In the same way, some methods of statistical analysis are simply better than others. Brian’s post mentions phylogenetic correction, for example, complaining that it hardly ever affects the result of an analysis, yet entails a great deal of work and additional assumptions. Well perhaps (and his point about errors in phylogenies is a good one), and of course you can fluke the ‘correct’ result with simple statistics, just as you can fluke excellent food with a less scientific approach than that employed by the molecular gastronomists. But if you want consistent excellence – if you want to do something right – you use the best available methods.

Specifically regarding the inclusion of phylogenies in comparative analyses, it’s largely immaterial in my view whether or not this has a large effect on your results; rather it’s simply sensible to consider evolutionary processes when you're modelling a pattern which is the result of evolution. This point is nicely made in a new paper in Methods in Ecology and Evolution by Hernández et al., in which they make a plea for moving beyond phylogenies as ‘statistical fix’ (i.e., ‘phylogenetic correction’) and embracing instead a fully evolutionary view of macroecology in which we test mechanistic hypotheses rather than just describing patterns. (One could of course make a similar case for including spatial processes.)

The cooking/statistics analogy breaks down in one important aspect, however: there are very good reasons why you might not even attempt to master those fancy cooking skills. I read the Fat Duck cookbook much as I might read an account of the building of a great cathedral: full of admiration for the skill, craftmanship and effort involved, but with no intention of even attempting to replicate the endeavour. Blumethal’s Pot roast loin of pork, braised belly, gratin of truffled macaroni, for instance, includes 74 incredients, including two separate stocks (a further 24 ingredients and several hours of prep time), and requires nine separate procedures to produce a single course. You (or at least, I) would never do that to feed two at home; it is only feasible at a restaurant scale. Even those recipes that look technically manageable need expensive equipment, putting them well out the reach of the home cook, who might be better advised to concentrate on mastering more simple skills.

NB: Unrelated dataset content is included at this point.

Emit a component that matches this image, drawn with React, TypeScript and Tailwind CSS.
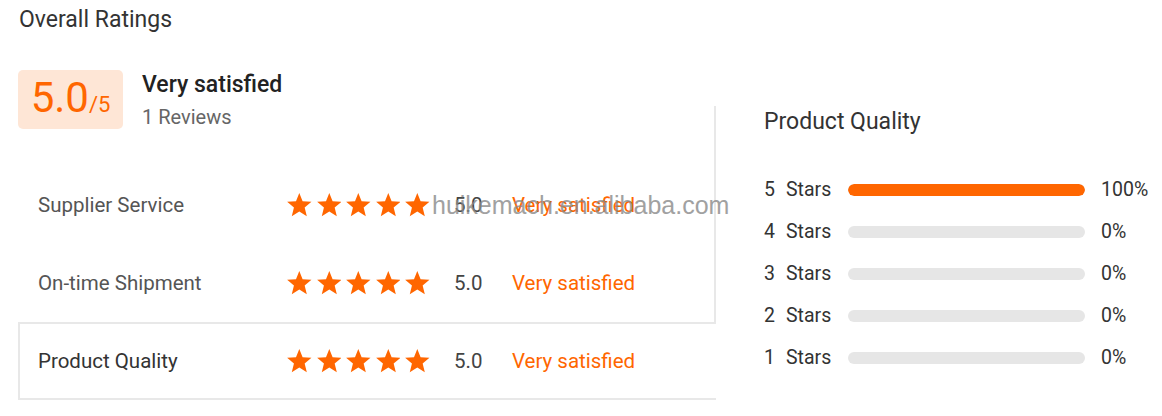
import React from "react";

function starPoints(R: number, ratio: number, cx: number, cy: number) {
  const pts: string[] = [];
  for (let k = 0; k < 10; k++) {
    const a = ((-90 + 36 * k) * Math.PI) / 180;
    const r = k % 2 === 0 ? R : R * ratio;
    pts.push(`${(cx + r * Math.cos(a)).toFixed(2)},${(cy + r * Math.sin(a)).toFixed(2)}`);
  }
  return pts.join(" ");
}

const STAR = starPoints(12.8, 0.44, 12.3, 12.8);

function Stars() {
  return (
    <div className="flex gap-[5px]">
      {[0, 1, 2, 3, 4].map((i) => (
        <svg key={i} width="24.6" height="23.5" viewBox="0 0 24.6 23.5">
          <polygon points={STAR} fill="#ff6600" />
        </svg>
      ))}
    </div>
  );
}

function Row({ label, selected }: { label: string; selected?: boolean }) {
  return (
    <div
      className={
        "ml-[18px] w-[698px] h-[78px] flex items-center border-2 border-r-0 " +
        (selected ? "border-[#e8e8e8] bg-white" : "border-transparent")
      }
    >
      <div
        className={
          "w-[267px] pl-[18px] text-[20.5px] " + (selected ? "text-[#333]" : "text-[#555]")
        }
      >
        {label}
      </div>
      <Stars />
      <div className="w-[24px]" />
      <div className="w-[58px] text-[20.5px] text-[#444]">5.0</div>
      <div className="text-[20.5px] text-[#ff6600]">Very satisfied</div>
    </div>
  );
}

function Bar({ n, pct }: { n: number; pct: number }) {
  return (
    <div className="h-[42px] flex items-center text-[19.5px] text-[#333]">
      <span className="w-[22px]">{n}</span>
      <span className="w-[62px]">Stars</span>
      <div className="w-[237px] h-[12px] rounded-full bg-[#e6e6e6] overflow-hidden">
        <div className="h-full rounded-full bg-[#ff6600]" style={{ width: `${pct}%` }} />
      </div>
      <span className="ml-[16px]">{pct}%</span>
    </div>
  );
}

export default function App() {
  return (
    <div className="relative w-[1162px] h-[416px] bg-white overflow-hidden font-['Roboto',sans-serif]">
      <div className="pl-[19px] pt-[6px] text-[23px] leading-[28px] text-[#333]">Overall Ratings</div>
      <div className="flex items-start mt-[36px]">
        <div className="w-[716px] flex flex-col">
          <div className="flex items-start h-[59px] pl-[18px]">
            <div className="w-[105px] h-[59px] rounded-[5px] bg-[#fee6d6] flex items-baseline justify-center pt-[3px] text-[#ff6600]">
              <span className="text-[42px] leading-[50px]">5.0</span>
              <span className="text-[22px]">/5</span>
            </div>
            <div className="ml-[19px] flex flex-col">
              <div className="text-[23px] leading-[28px] font-medium text-[#222] mt-[1px]">Very satisfied</div>
              <div className="text-[20px] leading-[28px] text-[#666] mt-[4px]">1 Reviews</div>
            </div>
          </div>
          <div className="mt-[37px] flex flex-col">
            <Row label="Supplier Service" />
            <Row label="On-time Shipment" />
            <Row label="Product Quality" selected />
          </div>
        </div>
        <div className="ml-[-2px] mt-[36px] h-[216px] border-l-2 border-[#e8e8e8] pl-[48px] flex flex-col">
          <div className="text-[23px] leading-[28px] text-[#333] mt-[2px]">Product Quality</div>
          <div className="mt-[33px] flex flex-col">
            <Bar n={5} pct={100} />
            <Bar n={4} pct={0} />
            <Bar n={3} pct={0} />
            <Bar n={2} pct={0} />
            <Bar n={1} pct={0} />
          </div>
        </div>
      </div>
      <div className="absolute left-[432px] top-[190px] text-[25px] leading-[30px] text-[#8a8a8a] opacity-80 font-['Liberation_Sans',sans-serif] pointer-events-none">
        huikemach.en.alibaba.com
      </div>
    </div>
  );
}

Developing beyond being a good ‘home statistician’ – mastering the essentials of analysis – on the other hand, requires none of this expense. Unlike haute cuisine, mastering statistics – especially in the age of R – is free. We have no excuse not to master the best available methods. So you maybe should roll up your sleeves and chase that Michelin (Fisher? Pearson? Gaussian?) Star after all. Not because you feel you have to in order to show off – I’m with Brian there – but because doing things right is important.